Für den Senat blieb schlussendlich noch zu prüfen, ob der Kläger gemäß § 92 SGB IX zu den Leistungen der Eingliederungshilfe nach Maßgabe des Kapitels 9 des Zweiten Teils des SGB IX einen Beitrag aufzubringen hat. Einer entsprechenden Leistungsgewährung stehen vorliegend aber die Einkommens- und Vermögensverhältnisse (§§ 136, 140 IX) des Klägers nicht entgegen, weil er aktuell im Bezug von Leistungen zum Lebensunterhalt nach dem SGB XII steht. Nach § 138 Abs. 1 Nr. 8 SGB IX ist daher ein Beitrag nicht aufzubringen. Der Kläger bezieht Leistungen nach dem SGB XII monatlich in Höhe von insgesamt 1.004,90 EUR und ein Einkommen aus einer Beschäftigung bei der X ... Werkstätten gGmbH mit einer monatlichen Vergütung in Höhe von 136 EUR. Verwertbares Vermögen ist nicht vorhanden.

Damit hat die unselbständige Anschlussberufung des Klägers Erfolg, während die Berufung des Beklagten zurückzuweisen war.

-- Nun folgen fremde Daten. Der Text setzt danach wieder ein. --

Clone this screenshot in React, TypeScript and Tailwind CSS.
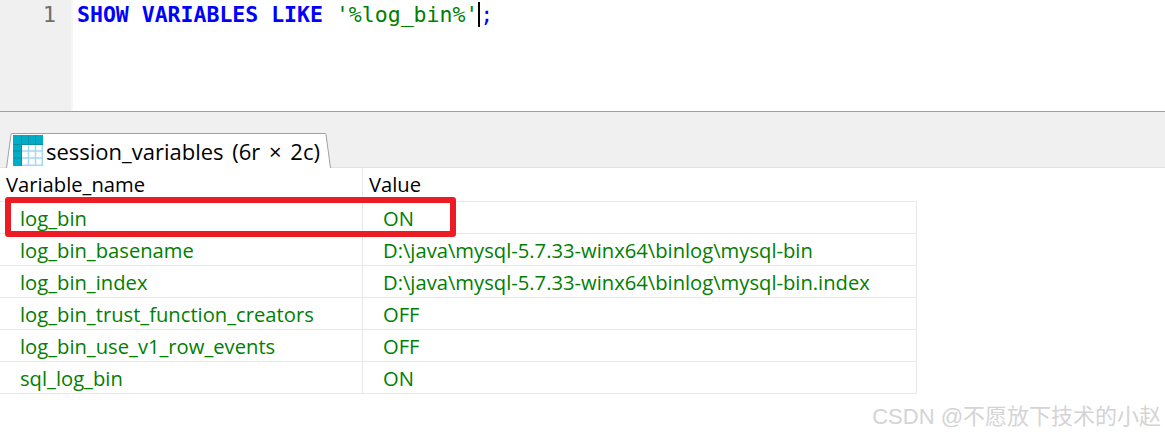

Die Kostenentscheidung beruht auf § 193 Abs. 1 SGG. Dem Beklagten auch die außergerichtlichen Kosten der Beigeladenen aufzuerlegen entspricht nicht der Billigkeit, da diese im Berufungsverfahren Sachanträge nicht gestellt und damit ein Prozessrisiko nicht übernommen haben. Gründe für die Zulassung der Revision (§ 160 Abs. 2 SGG) liegen nicht vor.